The 5 Lessons for Utilities to Engage Small and Medium Enterprises

Opower finds that small and medium businesses expect targeted solutions from their electricity supplier.
Published: Wed 07 Jan 2015

Opower launched their SME (small and medium enterprise) solution about 18 months ago in response to the challenges that utilities experience when it comes to keeping their SME market happy. And, it is certainly critical that they do because SMEs are generally the largest power consumers, spending 45 billion Euros per year on energy (this is five times more energy than homes.) This market also represents a significant cross-sell opportunity so utilities have cause for concern when figures show that the SMEs churn rate is five times higher than the residential market.

Reaching out to SMEs

Many utilities understand the importance of reaching their SMEs more effectively but it can be very challenging, explains Ilan Frank, SME Solutions Lead, Opower who co-presented in Engerati’s webinar Takin’ Care of Business – The SME Engagement Opportunity for EU Energy Suppliers. His advice is that utilities should view this challenge as an opportunity for engagement since the majority of SMEs already expect targeted solutions from their utility. Currently only 35% of SMEs believe they are receiving these solutions.

To understand exactly what SMEs needs and expectations are with regards to electricity services, Opower carried out face to face interviews. With this information, Opower’s objective was to increase satisfaction and loyalty to the power supplier, increase cross-sell opportunities, and help consumers understand and manage their own energy consumption more effectively.

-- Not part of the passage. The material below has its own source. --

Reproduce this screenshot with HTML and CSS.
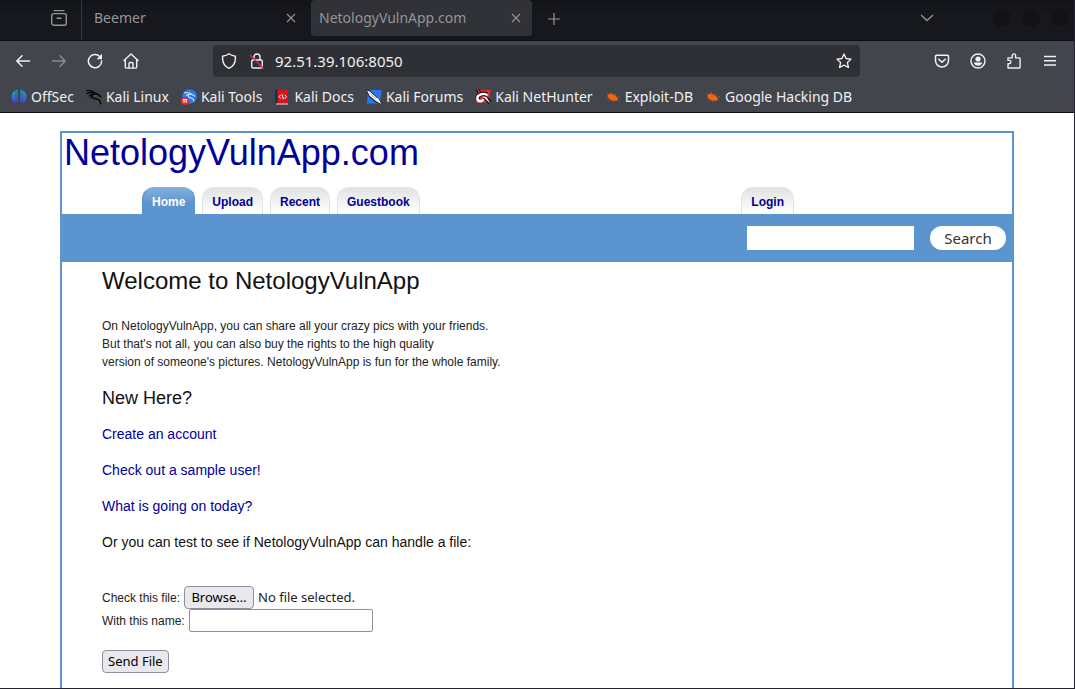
FILE: index.html
```html
<!DOCTYPE html>
<html lang="en">
<head>
<meta charset="utf-8">
<title>NetologyVulnApp.com</title>
<link rel="stylesheet" href="styles.css">
</head>
<body>
<div class="window">
  <header class="chrome">
    <div class="tabstrip">
      <button class="icon-btn view-btn" aria-label="Firefox View">
        <svg width="18" height="18" viewBox="0 0 18 18" fill="none" stroke="currentColor" stroke-width="1.4" stroke-linecap="round"><path d="M4 1.6h10"/><rect x="1.7" y="4.6" width="14.6" height="11.6" rx="2"/><path d="M7 9.2h4"/></svg>
      </button>
      <div class="tab">
        <span class="tab-title">Beemer</span>
        <button class="icon-btn" aria-label="Close Beemer"><svg width="10" height="10" viewBox="0 0 10 10" stroke="currentColor" stroke-width="1.1"><path d="M1 1l8 8M9 1L1 9"/></svg></button>
      </div>
      <div class="tab tab-active">
        <span class="tab-title">NetologyVulnApp.com</span>
        <button class="icon-btn" aria-label="Close NetologyVulnApp.com"><svg width="10" height="10" viewBox="0 0 10 10" stroke="currentColor" stroke-width="1.1"><path d="M1 1l8 8M9 1L1 9"/></svg></button>
      </div>
      <button class="icon-btn new-tab" aria-label="New tab"><svg width="12" height="12" viewBox="0 0 12 12" stroke="currentColor" stroke-width="1.2"><path d="M6 0v12M0 6h12"/></svg></button>
      <button class="icon-btn all-tabs" aria-label="List all tabs"><svg width="14" height="8" viewBox="0 0 14 8" fill="none" stroke="currentColor" stroke-width="1.3"><path d="M1 1l6 5.6L13 1"/></svg></button>
      <div class="window-controls">
        <button aria-label="Minimize"></button>
        <button aria-label="Maximize"></button>
        <button aria-label="Close"></button>
      </div>
    </div>

    <div class="toolbar">
      <div class="nav-buttons">
        <button class="icon-btn" aria-label="Back"><svg width="16" height="16" viewBox="0 0 16 16" fill="none" stroke="currentColor" stroke-width="1.5" stroke-linecap="round" stroke-linejoin="round"><path d="M14.5 8H1.8M7 2.8L1.8 8 7 13.2"/></svg></button>
        <button class="icon-btn dim" aria-label="Forward"><svg width="16" height="16" viewBox="0 0 16 16" fill="none" stroke="currentColor" stroke-width="1.5" stroke-linecap="round" stroke-linejoin="round"><path d="M1.5 8h12.7M9 2.8L14.2 8 9 13.2"/></svg></button>
        <button class="icon-btn" aria-label="Reload"><svg width="16" height="16" viewBox="0 0 16 16" fill="none" stroke="currentColor" stroke-width="1.5" stroke-linecap="round"><path d="M12.8 3.6A6.6 6.6 0 1 0 14.6 8"/><path d="M15 .8v5.400H9.600z" fill="currentColor" stroke="none"/></svg></button>
        <button class="icon-btn" aria-label="Home"><svg width="16" height="16" viewBox="0 0 16 16" fill="none" stroke="currentColor" stroke-width="1.4" stroke-linecap="round" stroke-linejoin="round"><path d="M1 7.600L8 1l7 6.600M2.300 6.600v7.500a1 1 0 0 0 1 1h9.400a1 1 0 0 0 1-1V6.600M6 15v-4.500a1 1 0 0 1 1-1h2a1 1 0 0 1 1 1V15"/></svg></button>
      </div>
      <div class="urlbar">
        <svg width="16" height="16" viewBox="0 0 16 16" fill="none" stroke="currentColor" stroke-width="1.4" stroke-linejoin="round"><path d="M8 .8C6.200 2.300 3.800 2.900 1.600 3.200 1.200 8.600 3.200 13.200 8 15.300c4.800-2.100 6.800-6.700 6.400-12.100C12.200 2.900 9.800 2.300 8 .8z"/></svg>
        <svg width="16" height="16" viewBox="0 0 16 16" fill="none" stroke="currentColor" stroke-width="1.4"><rect x="2.700" y="7" width="10.600" height="8" rx="1.500"/><path d="M5 7V4a3 3 0 0 1 6 0v3"/><path d="M1 2l13.500 13.500" stroke="#e22850" stroke-width="1.500"/></svg>
        <input class="url" type="text" value="92.51.39.106:8050" aria-label="Address">
        <button class="icon-btn" aria-label="Bookmark this page"><svg width="16" height="16" viewBox="0 0 16 16" fill="none" stroke="currentColor" stroke-width="1.300" stroke-linejoin="round"><path d="M8 .9l2.100 4.600 5 .6-3.700 3.400 1 5L8 12.100l-4.400 2.400 1-5L.9 6.100l5-.6z"/></svg></button>
      </div>
      <div class="tool-buttons">
        <button class="icon-btn" aria-label="Save to Pocket"><svg width="16" height="16" viewBox="0 0 16 16" fill="none" stroke="currentColor" stroke-width="1.500" stroke-linecap="round" stroke-linejoin="round"><path d="M2.500 2.200h11a1 1 0 0 1 1 1V7.500a6.500 6.500 0 0 1-13 0V3.200a1 1 0 0 1 1-1z"/><path d="M4.800 6.200L8 9.200l3.200-3"/></svg></button>
        <button class="icon-btn" aria-label="Account"><svg width="16" height="16" viewBox="0 0 16 16" fill="none" stroke="currentColor" stroke-width="1.400"><circle cx="8" cy="8" r="7"/><circle cx="8" cy="6" r="2.600" fill="currentColor" stroke="none"/><path d="M4 9.500h8v1A4.600 4.600 0 0 1 8 12.800a4.600 4.600 0 0 1-4-2.300z" fill="currentColor" stroke="none"/></svg></button>
        <button class="icon-btn" aria-label="Extensions"><svg width="16" height="16" viewBox="0 0 16 16" fill="none" stroke="currentColor" stroke-width="1.400" stroke-linejoin="round"><path d="M2 15v-4.200h1.200a1.700 1.700 0 0 0 0-3.400H2V4.900h4.200V2.600a1.700 1.700 0 0 1 3.400 0v2.300h3.700a.8.8 0 0 1 .8.800V14.200a.8.8 0 0 1-.8.800z"/></svg></button>
        <button class="icon-btn" aria-label="Menu"><svg width="16" height="16" viewBox="0 0 16 16" stroke="currentColor" stroke-width="1.400"><path d="M2 3.500h12M2 7.700h12M2 12h12"/></svg></button>
      </div>
    </div>

    <nav class="bookmarks" aria-label="Bookmarks">
      <a href="#"><svg width="16" height="16" viewBox="0 0 16 16"><defs><linearGradient id="off" x1="0" y1="0" x2="0" y2="1"><stop offset="0" stop-color="#16aeb9"/><stop offset=".5" stop-color="#2878d2"/><stop offset="1" stop-color="#6628e0"/></linearGradient></defs><path fill="url(#off)" d="M4.700 1.300v13.200A7.200 7.200 0 0 1 .5 8a7.200 7.200 0 0 1 4.200-6.700zM5.300 1l1.400-.4v12L5.300 14.500zM9.300.6l1.400.4v13.500l-1.400-1.900zM11.300 1.300A7.200 7.200 0 0 1 15.500 8a7.200 7.200 0 0 1-4.200 6.500z"/></svg>OffSec</a>
      <a href="#"><svg width="16" height="16" viewBox="0 0 16 16" fill="none" stroke="#08080a" stroke-linecap="round"><path stroke-width="1.300" d="M.5 1.500c3-.2 6 .3 8.500 2M.8 4.500c2-1.200 5-1.200 7.500.2"/><path stroke-width="1.600" d="M4.500 6.500c2-1.500 5.500-2.600 8.300-.5 1 .8 1.500 1.500 2 1.600M6.500 5.500C4.500 8.700 7 9.200 10 9.800c3 .7 4.500 2.200 4.800 5"/><path stroke-width=".8" d="M2 7.200l3-.9M4 9l2-1.600"/></svg>Kali Linux</a>
      <a href="#"><svg width="16" height="16" viewBox="0 0 16 16"><circle cx="8.500" cy="7.500" r="7.300" fill="#2878f0"/><path fill="none" stroke="#d5e8ff" stroke-width="1.100" d="M3 4c3-1 6 0 8 1.500M5 6.500c3-2 7-1.500 9 1M8 5c-1.500 3 0 3.500 2 4s3 1.500 3 3.500"/><circle cx="4" cy="12" r="4" fill="#e22b30"/><path stroke="#fff" stroke-width="1.100" d="M1.800 10.500H6.200M3 10.500v3.200M5.200 10.500v3.200"/></svg>Kali Tools</a>
      <a href="#"><svg width="16" height="16" viewBox="0 0 16 16"><path fill="#13234d" d="M1.500 .5h2v14h-2z"/><path fill="#db1218" d="M3.500 .5H14v14H3.500z"/><path fill="#e7dfe0" d="M2 14.500h12v1H2z"/><path fill="none" stroke="#fff" stroke-width="1" d="M6.800 5.800L5 7.700l1.800 1.900M10.700 5.800l1.800 1.900-1.800 1.900M8 5.300l1.500 4.800"/></svg>Kali Docs</a>
      <a href="#"><svg width="16" height="16" viewBox="0 0 16 16"><path fill="#2679ee" d="M2.500 1h13.300l-2 13.500H.8z"/><path fill="#18191e" d="M0 .5l4.500 1.200L11 8l2.500 2 2.500 5.700-6.500-2.400L3 8z"/><path fill="#fff" d="M1 1.500l3.200 1.300L10.500 8.600l2.200 1.200 2.500 5.200-5-2.700L3.700 7z"/><path fill="none" stroke="#506080" stroke-width=".6" d="M3.500 4l6.500 6"/></svg>Kali Forums</a>
      <a href="#"><svg width="16" height="16" viewBox="0 0 16 16"><path fill="#e62d35" d="M2.500 1h13.300L13.800 13.500H1z"/><path fill="none" stroke="#17181d" stroke-width="4.200" d="M3 10.500C1.500 6 8 3.500 12 5.500M9 8.500l3 1.500 3 4"/><path fill="none" stroke="#fff" stroke-width="2.300" d="M12.500 6.300C9 3.500 2 5.500 2.300 9.500c.4 3.500 5 3.600 6 .7"/><path fill="#fff" d="M7.500 7.500l4 .5 4 6.500-4.500-4z"/><path stroke="#111" stroke-width="1.200" d="M3 4.500L1.500 1M6 3.500L4 .5"/></svg>Kali NetHunter</a>
      <a href="#"><svg width="16" height="16" viewBox="0 0 16 16"><path fill="#f0650f" d="M2.500 6c2-2 5-1.500 7.500.5 2 1.400 3 3 2.700 4.500-2 1.300-4.800 1-7 0C3.500 9.700 2.200 8 2.500 6z"/><path fill="none" stroke="#bd5928" stroke-width=".7" d="M1.500 4l2.500 2M6 3l1 2.500M10 4l.5 3M1 9h3M3.500 12l2.500-2M8 13v-2M12.500 10l2 2M12 8.500l3-.8"/></svg>Exploit-DB</a>
      <a href="#"><svg width="16" height="16" viewBox="0 0 16 16"><path fill="#f0650f" d="M2.500 6c2-2 5-1.500 7.500.5 2 1.400 3 3 2.700 4.500-2 1.300-4.800 1-7 0C3.500 9.700 2.200 8 2.500 6z"/><path fill="none" stroke="#bd5928" stroke-width=".7" d="M1.500 4l2.500 2M6 3l1 2.500M10 4l.5 3M1 9h3M3.500 12l2.500-2M8 13v-2M12.500 10l2 2M12 8.500l3-.8"/></svg>Google Hacking DB</a>
    </nav>
  </header>

  <main class="viewport">
    <div class="container">
      <h1 class="site-title"><a href="#">NetologyVulnApp.com</a></h1>
      <nav class="site-tabs" aria-label="Site">
        <a class="site-tab current" href="#">Home</a>
        <a class="site-tab" href="#">Upload</a>
        <a class="site-tab" href="#">Recent</a>
        <a class="site-tab" href="#">Guestbook</a>
        <a class="site-tab login" href="#">Login</a>
      </nav>
      <form class="search-bar" role="search">
        <input class="search-input" type="text" aria-label="Search pictures">
        <button class="search-btn" type="submit">Search</button>
      </form>
      <div class="content">
        <h2>Welcome to NetologyVulnApp</h2>
        <p>On NetologyVulnApp, you can share all your crazy pics with your friends.<br>But that's not all, you can also buy the rights to the high quality<br>version of someone's pictures. NetologyVulnApp is fun for the whole family.</p>
        <h3>New Here?</h3>
        <h4><a href="#">Create an account</a></h4>
        <h4><a href="#">Check out a sample user!</a></h4>
        <h4><a href="#">What is going on today?</a></h4>
        <h4>Or you can test to see if NetologyVulnApp can handle a file:</h4>
        <form class="file-form">
          <div class="field">
            <label for="browse">Check this file:</label>
            <button class="form-btn browse" id="browse" type="button">Browse…</button>
            <span class="file-status" id="file-status">No file selected.</span>
            <input id="file" type="file" hidden>
          </div>
          <div class="field">
            <label for="name">With this name:</label>
            <input class="name-input" id="name" type="text">
          </div>
          <button class="form-btn send" type="submit">Send File</button>
        </form>
      </div>
    </div>
  </main>
</div>
<script src="script.js"></script>
</body>
</html>
```

FILE: styles.css
```css
* { box-sizing: border-box; }

body {
  margin: 0;
  font: 12px/18px "Liberation Sans", Arial, sans-serif;
  color: #222;
}

button, input { font: inherit; color: inherit; }
a { text-decoration: none; }
svg { flex: none; display: block; }

.window {
  display: flex;
  flex-direction: column;
  height: 100vh;
  border: solid #23222e;
  border-width: 0 1px 1px 0;
}

/* Browser chrome */
.chrome {
  flex: none;
  font-family: "Noto Sans", sans-serif;
  color: #f0f0f2;
  background: #43454c;
  border-bottom: 1px solid #0c0c10;
}

.icon-btn {
  display: flex;
  flex: none;
  padding: 0;
  border: 0;
  background: none;
}

.tabstrip {
  display: flex;
  align-items: flex-start;
  height: 41px;
  color: #949598;
  background: linear-gradient(#121318, #17181d 14px);
  border-bottom: 1px solid #0b0c10;
}

.view-btn {
  width: 82px;
  height: 40px;
  padding: 9px 0 0 50px;
  border-right: 1px solid #35363b;
}

.tab {
  display: flex;
  align-items: center;
  justify-content: space-between;
  width: 229px;
  height: 36px;
  padding: 0 15px 0 12px;
  font-size: 14px;
}

.tab-active {
  width: 221px;
  padding: 0 11px 0 8px;
  background: #313237;
  border-radius: 4px;
}

.new-tab { margin: 13px 0 0 16px; }
.all-tabs { margin: 14px 59px 0 auto; }

.window-controls {
  display: flex;
  gap: 11px;
  margin: 9px 5px 0 0;
}

.window-controls button {
  width: 18px;
  height: 18px;
  padding: 0;
  border: 0;
  border-radius: 50%;
  background: #131317;
}

.toolbar {
  display: flex;
  align-items: center;
  height: 40px;
  padding: 0 16px 0 15px;
}

.nav-buttons, .tool-buttons {
  display: flex;
  gap: 20px;
}

.dim { color: #8b8c91; }

.urlbar {
  display: flex;
  flex: 1;
  align-items: center;
  gap: 12px;
  height: 32px;
  margin: 0 74px;
  padding: 0 8px;
  background: #2f3035;
  border-radius: 4px;
}

.url {
  flex: 1;
  min-width: 0;
  margin-left: -2px;
  padding: 0;
  border: 0;
  font-size: 15px;
  background: none;
}

.bookmarks {
  display: flex;
  gap: 12px;
  height: 31px;
  padding: 0 11px;
  overflow: hidden;
  white-space: nowrap;
}

.bookmarks a {
  display: flex;
  align-items: center;
  gap: 4px;
  font-size: 14px;
  color: inherit;
}

/* Page */
.viewport {
  flex: 1;
  min-height: 0;
  padding: 18px 60px 0;
  overflow-y: auto;
  scrollbar-width: none;
  background: #fff;
}

.container {
  max-width: 954px;
  min-height: 640px;
  margin: 0 auto;
  border: 2px solid #5c94cf;
}

.site-title {
  margin: 0 0 14px;
  padding-left: 2px;
  font-size: 36px;
  line-height: 40px;
  font-weight: 400;
}

.site-title a, .content a { color: #009; }

.site-tabs {
  display: flex;
  gap: 7px;
  padding: 0 218px 0 80px;
}

.site-tab {
  height: 27px;
  padding: 5px 9px 3px;
  border: 1px solid #e3e4e4;
  border-bottom: 0;
  border-radius: 12px 12px 0 0;
  font-weight: 700;
  color: #009;
  background: linear-gradient(#e1e3e3, #fff);
}

.current {
  color: #fff;
  border-color: #5c94cf;
  border-top-color: #83afda;
  background: linear-gradient(#83afda, #5c94cf 16px);
}

.login { margin-left: auto; }

.search-bar {
  display: flex;
  align-items: center;
  justify-content: flex-end;
  gap: 16px;
  height: 48px;
  padding-right: 6px;
  background: #5c94cf;
}

.search-input {
  width: 167px;
  height: 24px;
  padding: 0 4px;
  border: 0;
  background: #fff;
}

.search-btn {
  width: 76px;
  height: 24px;
  padding: 0;
  border: 0;
  border-radius: 12px;
  font: 15px/22px "Noto Sans", sans-serif;
  color: #333;
  background: #fff;
}

.content { padding: 0 40px; }

.content h2, .content h3, .content h4 {
  margin: 0 0 18px;
  font-weight: 400;
  color: #111;
}

.content h2 {
  margin-bottom: 17px;
  font-size: 24px;
  line-height: 38px;
}

.content p { margin: 0 0 18px; }
.content h3 { font-size: 18px; }
.content h4 { font-size: 14px; }

.file-form { padding-top: 17px; }

.field {
  display: flex;
  align-items: center;
  gap: 4px;
  height: 23px;
}

.form-btn {
  height: 23px;
  padding: 0 5px;
  border: 1px solid #8f8f9d;
  border-radius: 4px;
  font: 13px/21px "Noto Sans", sans-serif;
  color: #000;
  background: #e9e9ed;
}

.browse { width: 70px; }

.file-status { font: 13px/21px "Noto Sans", sans-serif; }

.name-input {
  width: 184px;
  height: 23px;
  padding: 0 4px;
  border: 1px solid #8f8f9d;
  border-radius: 2px;
}

.send { margin-top: 18px; }
```

FILE: script.js
```js
const picker = document.getElementById("file");

document.getElementById("browse").addEventListener("click", () => picker.click());

picker.addEventListener("change", () => {
  document.getElementById("file-status").textContent =
    picker.files.length ? picker.files[0].name : "No file selected.";
});
```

Effective engagement with SMEs

Through their research, Opower came up with a list of five lessons that utilities should take note of when looking to engage SMEs:

1.Be proactive with communications – It is important to use engagement tactics that are simple to understand and are personalised

2.Reach the person responsible for energy management

3.Get personal to break through

4. One size does not fit all – Each business has its own needs and these should be recognised and catered for.

5. Make it easy to take action - some changes to improve energy efficiency can be difficult to carry out and some SMEs don’t have control over their facilities. Less sophisticated advice can also be given since these will also result in change.

Frank adds that it is important to shape the SME relationship by understanding that energy is one of the SMEs’ biggest expenses. Once the utility gives these customers a more personalised service, SME owners will feel like their utility is trying to help them reduce their energy bills and a more trusting relationship will be formed. Once this is in place, it will be easy to offer more value-added services and utilities can harness many opportunities and reduce churn.